Le Midi, dont il était, n’est pas seulement le pays de la lumière, c’est aussi, par excellence, le pays latin. Et entre toutes les villes de l’ancienne Narbonnaise, Nîmes est une de celles où le très lointain passé de notre peuple s’est conservé le plus vivant. « Aujourd’hui encore, dit M. Camille Jullian, il n’y a pas au monde, Rome exceptée, une ville aussi romaine. » « C’est bien le berceau qui convenait au futur peintre de l’antiquité latine : il était mieux préparé à la comprendre, puisqu’il appartenait à une race que, depuis d’innombrables années, elle a marquée à son empreinte. Sans vouloir insister sur cette obscure transmission d’une culture héréditaire, il ne saurait être indifférent de remarquer que, dès son enfance, M. Boissier se trouva en contact direct avec les choses romaines. De toutes parts le génie latin s’offrait à ses regards : il en pouvait goûter la grâce dans les restes du temple de Diane, l’harmonieuse mesure dans la Maison Carrée, la majesté dans les Arènes, la vigueur dans la Tour Magne, ou, à quelques lieues de là, dans le Pont du Gard. Quel commentaire, quelle illustration, devaient fournir, au jeune lecteur de Virgile et de Tacite, ces ruines rencontrées chaque jour à deux pas de chez lui ! Déjà ses flâneries d’enfant se trouvaient être des « promenades archéologiques. » S’il est vrai que l’âme prend toujours la forme imposée par les premières images que les yeux ont contemplées, on ne peut douter que la vocation de M. Boissier ne remonte très haut : à son insu, dès ses plus jeunes ans, il appartenait à Rome.

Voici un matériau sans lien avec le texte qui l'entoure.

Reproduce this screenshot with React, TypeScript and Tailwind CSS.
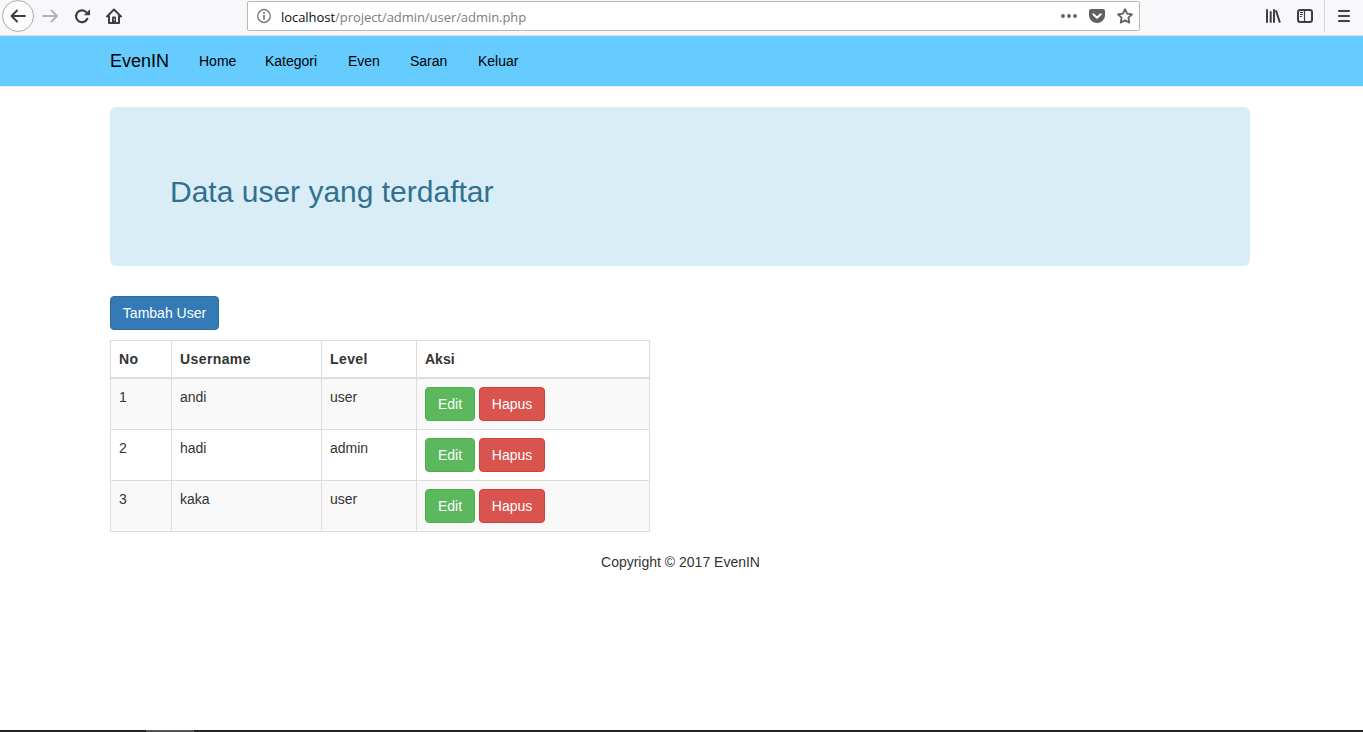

En même temps que l’influence exercée sur lui par le lieu de sa naissance, on peut discerner celle de la classe dont il était issu. Sa famille faisait partie de ce qu’on appelait alors la « bonne bourgeoisie[1]. » Il a dit plusieurs fois le bien qu’il

  1. Ses parens étaient quelque peu déchus au point de vue de la fortune, et il eut même une jeunesse pénible autant que laborieuse, qui ne put que le tremper fortement. Mais ses ascendans plus lointains avaient été à la tête de la bourgeoisie nîmoise ; quelques-unes avaient payé ces honneurs de leur vie en 1793. M. Boissier songea parfois à écrire une histoire de ses ancêtres, qui se serait en partie confondue avec celle de Nîmes.